- [Data extract]:
==================================================

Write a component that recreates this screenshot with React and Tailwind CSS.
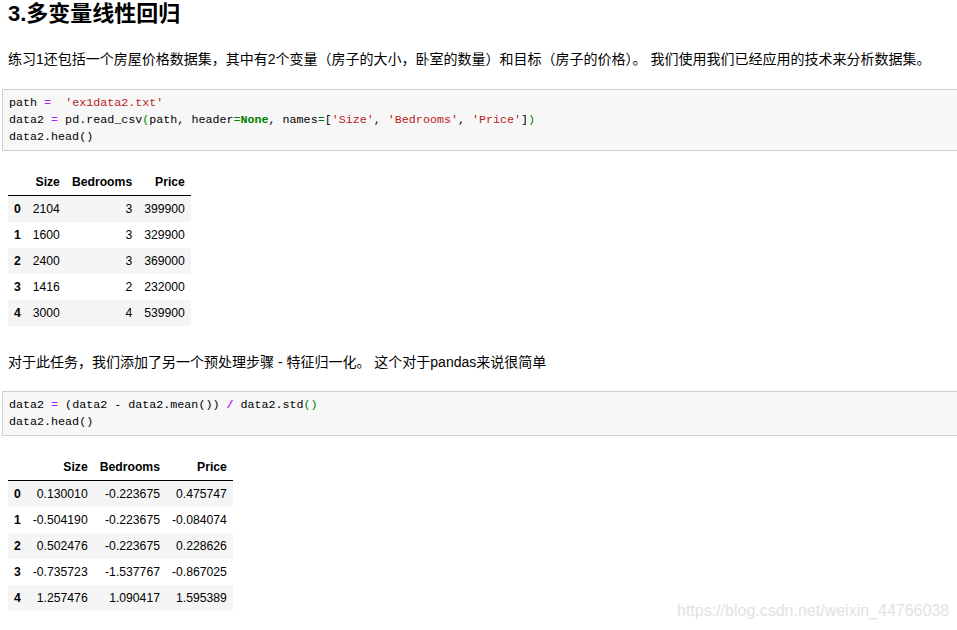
import React from "react";

const table1 = {
  cols: ["Size", "Bedrooms", "Price"],
  rows: [
    ["2104", "3", "399900"],
    ["1600", "3", "329900"],
    ["2400", "3", "369000"],
    ["1416", "2", "232000"],
    ["3000", "4", "539900"],
  ],
};

const table2 = {
  cols: ["Size", "Bedrooms", "Price"],
  rows: [
    ["0.130010", "-0.223675", "0.475747"],
    ["-0.504190", "-0.223675", "-0.084074"],
    ["0.502476", "-0.223675", "0.228626"],
    ["-0.735723", "-1.537767", "-0.867025"],
    ["1.257476", "1.090417", "1.595389"],
  ],
};

function DataFrame({ data }) {
  return (
    <table className="ml-2 mt-[18px] border-collapse text-[12.2px] leading-[14px] text-black">
      <thead>
        <tr className="border-b border-black">
          <th className="px-[6px] py-[6px]"></th>
          {data.cols.map((c) => (
            <th key={c} className="px-[6px] py-[6px] text-right font-bold">
              {c}
            </th>
          ))}
        </tr>
      </thead>
      <tbody>
        {data.rows.map((r, i) => (
          <tr key={i} className={i % 2 === 0 ? "bg-[#f5f5f5]" : "bg-white"}>
            <th className="px-[6px] py-[6px] text-left font-bold">{i}</th>
            {r.map((v, j) => (
              <td key={j} className="px-[6px] py-[6px] text-right">
                {v}
              </td>
            ))}
          </tr>
        ))}
      </tbody>
    </table>
  );
}

function CodeBox({ children }) {
  return (
    <div className="ml-[2px] border border-r-0 border-[#cfcfcf] bg-[#f7f7f7] pl-[6px] pt-[5px] pb-[4px] font-['Liberation_Mono','Noto_Sans_CJK_SC',monospace] text-[11.7px] leading-[17px] text-black whitespace-pre">
      {children}
    </div>
  );
}

export default function App() {
  return (
    <div className="relative w-[957px] h-[630px] overflow-hidden bg-white font-['Liberation_Sans','Noto_Sans_CJK_SC',sans-serif] text-black">
      <h3 className="pl-2 text-[22px] leading-[28px] font-bold">3.多变量线性回归</h3>

      <p className="mt-[22px] pl-2 text-[14px] leading-[18px]">
        练习1还包括一个房屋价格数据集，其中有2个变量（房子的大小，卧室的数量）和目标（房子的价格）。 我们使用我们已经应用的技术来分析数据集。
      </p>

      <div className="mt-[21px]">
        <CodeBox>
          <div>
            path <span className="text-[#aa22ff]">=</span>  <span className="text-[#ba2121]">'ex1data2.txt'</span>
          </div>
          <div>
            data2 <span className="text-[#aa22ff]">=</span> pd.read_csv<span className="text-[#008000]">(</span>path, header<span className="text-[#008000]">=</span>
            <span className="text-[#008000] font-bold">None</span>, names<span className="text-[#008000]">=</span>[<span className="text-[#ba2121]">'Size'</span>, <span className="text-[#ba2121]">'Bedrooms'</span>, <span className="text-[#ba2121]">'Price'</span>]<span className="text-[#008000]">)</span>
          </div>
          <div>data2.head()</div>
        </CodeBox>
      </div>

      <DataFrame data={table1} />

      <p className="mt-[27px] pl-2 text-[14px] leading-[18px]">
        对于此任务，我们添加了另一个预处理步骤 - 特征归一化。 这个对于pandas来说很简单
      </p>

      <div className="mt-[20px]">
        <CodeBox>
          <div>
            data2 <span className="text-[#aa22ff]">=</span> (data2 - data2.mean()) <span className="text-[#aa22ff] font-bold">/</span> data2.std<span className="text-[#008000]">()</span>
          </div>
          <div>data2.head()</div>
        </CodeBox>
      </div>

      <DataFrame data={table2} />

      <div className="absolute left-[677px] top-[601px] text-[16px] leading-[20px] text-[#e2e2e2]">
        https://blog.csdn.net/weixin_44766038
      </div>
    </div>
  );
}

==================================================

- [Exercise aim]:
Count up the lines in the listing that hold the word "React", and give that number only.

- [Complete output]:
2